Much has been made over the attendance at the march and rally in DC on September 12. Reports varied, with many on the left clinging to an unofficial DC Fire Department estimate of 60,000 to 70,000. Some reports from overseas went as far as to say two million.  However, one completely objective source of information is the number of people who rode Metro, Washington, DC’s mass transit subway system. Washington Metro measures and releases its ridership numbers and these numbers have been used in the past to judge the size of major events in Washington, DC.

For a fair comparison, we looked at the Saturday after Labor Day in 2008, which is when September 12 fell in 2009. On September 12, 2009, 437,624 rode metro rail. By comparison, on the Saturday after Labor Day in 2008, 202,528 rode. The difference is 235,096.  Even if nobody else came to the March, and we know they did by chartered bus and by carpool, the theory that only 70,000 people were there is off by roughly 335% – debunking the 70,000 claim. To take it a step further for comparison, we also looked at the attendance for President Obama’s Inauguration in January 2009. Convential wisdom estimates that attendance for the inaugural was between 800,000 and 1.8 million, or an average of 1.3 million.

If you compare Metro riders on Martin Luther King Day 2008, the similarly situated federal holiday in January to the Inauguration in 2009, approximately 975,000 additional people rode metro for the Inauguration. If you compare 975,000 additional metro riders as a percentage of the 1.3 million total who attended and you do the same for 235,000 additional metro riders for the 9/12 March, than at least 313,000 went downtown for the explicit purpose of marching against out-of-control government spending on September 12. This assumes a similar percentage of attendees took buses, cabs, drove in, walked, etc.

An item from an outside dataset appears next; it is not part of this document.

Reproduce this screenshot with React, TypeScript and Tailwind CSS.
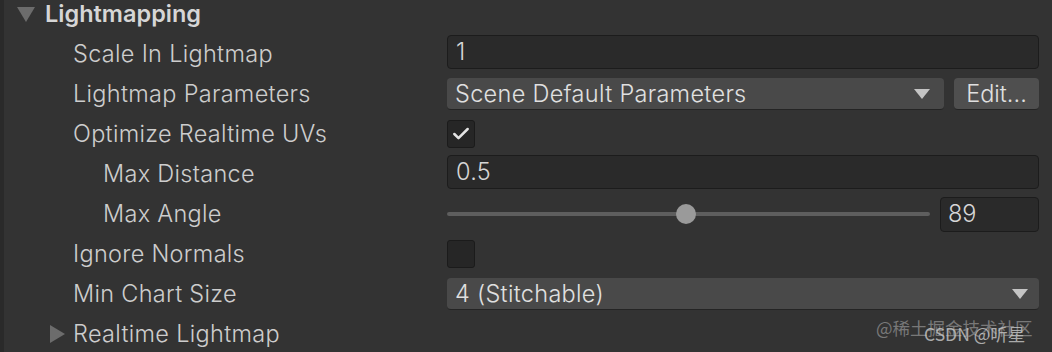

If you believe the number was 1.8 million at the Inauguration and you do the same for 9/12, then the number is 433,000. So is an estimate of 313,000 to 433,000 attendees accurate? Well, it is certainly an unbiased and impartial start to understanding the debate over crowd size. The bottom line is that hundreds of thousands of Americans who were upset with government spending, a failed stimulus, a government takeover of health care, and a massive energy tax came with their parents, children, grandparents, cousins, college roommates, etc. to a multi-generational and peaceful family protest in Washington.